Holomorphic vector bundles on almost complex manifolds

As far as I understand, being Kähler only needs an almost complex manifold

This is false.

A Kähler manifold is a complex manifold equipped with a hermitian metric such that the associated two-form is closed. The corresponding notion for an almost complex manifold as opposed to a complex manifold is called an almost Kähler manifold.

Your confusion has little to do with the definition of Kähler, but rather with the definition of a holomorphic vector bundle.

By definition, a holomorphic vector bundle is a complex vector bundle over a complex manifold $X$ such that the total space $E$ is a complex manifold and the projection map $\pi : E \to X$ is holomorphic. If $X$ is not complex, no bundle $\pi : E \to X$ is holomorphic.

In particular, while an almost complex structure on $M$ gives rise to a splitting $TM\otimes\mathbb{C} = T^{1,0}M\oplus T^{0,1}M$, the complex bundle $T^{1,0}M \to M$ is a holomorphic vector bundle only when the almost complex structure is integrable, in which case $M$ is complex.

Note, calling $T^{0,1}M$ the antiholomorphic tangent bundle is potentially misleading as there is no such thing as an antiholomorphic vector bundle. A holomorphic vector bundle has holomorphic transition functions, but a vector bundle cannot have antiholomorphic transition functions as the composition of antiholomorphic functions is holomorphic.
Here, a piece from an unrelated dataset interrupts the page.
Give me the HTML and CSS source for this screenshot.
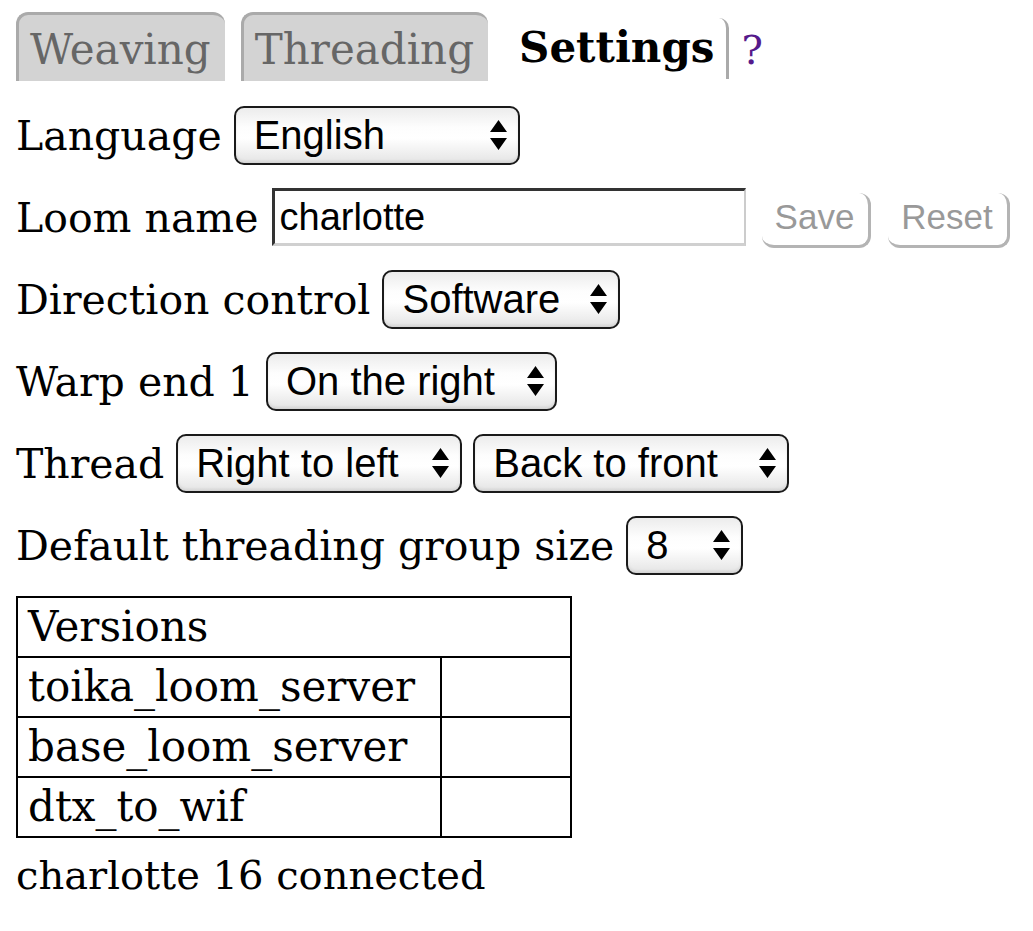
FILE: index.html
```html
<!DOCTYPE html>
<html lang="en">
<head>
<meta charset="utf-8">
<title>Settings</title>
<link rel="stylesheet" href="styles.css">
</head>
<body>
<div class="page">
  <nav class="tabs">
    <span class="tab">Weaving</span>
    <span class="tab">Threading</span>
    <span class="tab tab-active">Settings</span>
    <a class="help" href="#">?</a>
  </nav>

  <div class="row">
    <span class="label">Language</span>
    <span class="sel w-lang"><select><option>English</option></select><svg class="arrows" viewBox="0 0 18 32"><path d="M9 1 L17.5 13 L0.5 13 Z M0.5 19 L17.5 19 L9 31 Z"/></svg></span>
  </div>

  <div class="row">
    <span class="label">Loom name</span>
    <input class="text" type="text" value="charlotte">
    <button class="btn w-save" disabled>Save</button>
    <button class="btn w-reset" disabled>Reset</button>
  </div>

  <div class="row">
    <span class="label">Direction control</span>
    <span class="sel w-dir"><select><option>Software</option></select><svg class="arrows" viewBox="0 0 18 32"><path d="M9 1 L17.5 13 L0.5 13 Z M0.5 19 L17.5 19 L9 31 Z"/></svg></span>
  </div>

  <div class="row">
    <span class="label">Warp end 1</span>
    <span class="sel w-warp"><select><option>On the right</option></select><svg class="arrows" viewBox="0 0 18 32"><path d="M9 1 L17.5 13 L0.5 13 Z M0.5 19 L17.5 19 L9 31 Z"/></svg></span>
  </div>

  <div class="row">
    <span class="label">Thread</span>
    <span class="sel w-th1"><select><option>Right to left</option></select><svg class="arrows" viewBox="0 0 18 32"><path d="M9 1 L17.5 13 L0.5 13 Z M0.5 19 L17.5 19 L9 31 Z"/></svg></span>
    <span class="sel w-th2"><select><option>Back to front</option></select><svg class="arrows" viewBox="0 0 18 32"><path d="M9 1 L17.5 13 L0.5 13 Z M0.5 19 L17.5 19 L9 31 Z"/></svg></span>
  </div>

  <div class="row">
    <span class="label">Default threading group size</span>
    <span class="sel w-group"><select><option>8</option></select><svg class="arrows" viewBox="0 0 18 32"><path d="M9 1 L17.5 13 L0.5 13 Z M0.5 19 L17.5 19 L9 31 Z"/></svg></span>
  </div>

  <table class="versions">
    <tr><th colspan="2">Versions</th></tr>
    <tr><td class="name">toika_loom_server</td><td class="ver"></td></tr>
    <tr><td class="name">base_loom_server</td><td class="ver"></td></tr>
    <tr><td class="name">dtx_to_wif</td><td class="ver"></td></tr>
  </table>

  <p class="status">charlotte 16 connected</p>
</div>
</body>
</html>
```

FILE: styles.css
```css
html, body {
  margin: 0;
  padding: 0;
  background: #fff;
}

body {
  font-family: "DejaVu Serif", "Liberation Serif", serif;
  font-size: 40px;
  color: #000;
}

.page {
  padding: 12px 16px 0 16px;
}

/* Tabs */
.tabs {
  display: flex;
  align-items: flex-start;
  height: 70px;
  margin-bottom: 12px;
}

.tab {
  box-sizing: border-box;
  height: 69px;
  padding: 11px 14px 0 11px;
  margin-right: 16px;
  font-size: 42px;
  line-height: 48px;
  background: #d3d3d3;
  color: #666;
  border-top: 3px solid #aaa;
  border-left: 3px solid #aaa;
  border-radius: 12px 12px 0 0;
}

.tab-active {
  background: none;
  color: #000;
  font-weight: bold;
  border-top: none;
  border-left: none;
  border-right: 3px solid #aaa;
  border-radius: 0 10px 0 0;
  margin-top: 6px;
  height: 61px;
  padding: 6px 12px 0 15px;
  margin-right: 12px;
}

.help {
  color: #551a8b;
  text-decoration: none;
  font-size: 40px;
  line-height: 48px;
  padding-top: 14px;
}

/* Form rows */
.row {
  display: flex;
  align-items: center;
  gap: 12px;
  height: 82px;
}

.label {
  white-space: nowrap;
  font-size: 41px;
  line-height: 48px;
  padding-top: 2px;
}

.sel {
  position: relative;
  display: inline-flex;
  box-sizing: border-box;
  height: 59px;
}

.sel select {
  -webkit-appearance: none;
  appearance: none;
  box-sizing: border-box;
  width: 100%;
  height: 100%;
  margin: 0;
  padding: 0 40px 0 18px;
  font-family: "Liberation Sans", Arial, sans-serif;
  font-size: 40px;
  color: #000;
  border: 2px solid #1a1a1a;
  border-radius: 10px;
  background: linear-gradient(#ececec 0%, #fdfdfd 35%, #ffffff 55%, #e4e4e4 100%);
  box-shadow: inset 0 -2px 3px rgba(0,0,0,0.08);
  outline: none;
}

.arrows {
  position: absolute;
  right: 12px;
  top: 13px;
  width: 19px;
  height: 32px;
  fill: #000;
  pointer-events: none;
}

.w-lang  { width: 286px; }
.w-dir   { width: 238px; }
.w-warp  { width: 291px; }
.w-th1   { width: 286px; }
.w-th2   { width: 316px; margin-left: -1px; }
.w-group { width: 117px; }

.text {
  box-sizing: border-box;
  width: 474px;
  height: 58px;
  margin: 0 4px 0 1px;
  padding: 0 5px;
  font-family: "Liberation Sans", Arial, sans-serif;
  font-size: 38px;
  color: #000;
  border-top: 3px solid #333;
  border-left: 3px solid #333;
  border-right: 2px solid #ccc;
  border-bottom: 3px solid #d0d0d0;
  background: #fff;
  outline: none;
}

.btn {
  box-sizing: border-box;
  height: 55px;
  margin-top: 6px;
  padding: 0 12px 4px 12px;
  font-family: "Liberation Sans", Arial, sans-serif;
  font-size: 35px;
  color: #999;
  background: #fff;
  border: none;
  border-right: 3px solid #b4b4b4;
  border-bottom: 3px solid #b4b4b4;
  border-radius: 12px;
}

.w-save  { width: 109px; }
.w-reset { width: 122px; margin-left: 5px; }

/* Versions table */
.versions {
  border-collapse: collapse;
  margin-top: 10px;
  border: 2px solid #000;
}

.versions th,
.versions td {
  border: 2px solid #000;
  height: 58px;
  padding: 0 10px;
  text-align: left;
  font-weight: normal;
  font-size: 42px;
  line-height: 48px;
  white-space: nowrap;
}

.versions .name { width: 402px; }
.versions .ver  { width: 108px; }

.status {
  margin: 12px 0 0 0;
  line-height: 50px;
}
```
Take two smooth manifolds $N$ and $M$ with almost-complex structures $I$ and $J$, respectively. Consider a smooth map $f \colon N \to M$, with derivative $f_* \colon TN \to TM$.

When $I$ and $J$ are complex structures, $f$ is holomorphic if and only if $J f_* = f_* I$. If we use this characterization as the definition of "holomorphic," we get a definition that makes sense even when $I$ and $J$ are merely almost-complex structures.

Now, consider a complex vector bundle $\pi \colon E \to M$. From the definition of a complex vector bundle, $E$ comes with a complex structure $i \colon E_m \to E_m$ on every fiber. Pick an almost-complex structure $I$ on the total space $E$ which is compatible with the fiber-wise complex structure, in the sense that it agrees with the action of $i$ on vertical tangent vectors. (A "vertical tangent vector" is a vector in the kernel of $\pi_* \colon TE \to TM$. I'll leave it as an exercise to guess how $i$ is supposed to act on vertical tangent vectors.)

Now we can say $E$ is "holomorphic" if $\pi$ is holomorphic, using our earlier definition of holomorphicity for maps between almost-complex manifolds.

This answer comes with the standard caveat that even if you can generalize a definition, it doesn't mean you should. This definition of a holomorphic vector bundle may only turn out to be useful when one or both of $I$ and $J$ are complex structures. At the very least, however, this definition should help you understand which results about holomorphic vector bundles fail, and why, when the base space or the total space is merely almost-complex.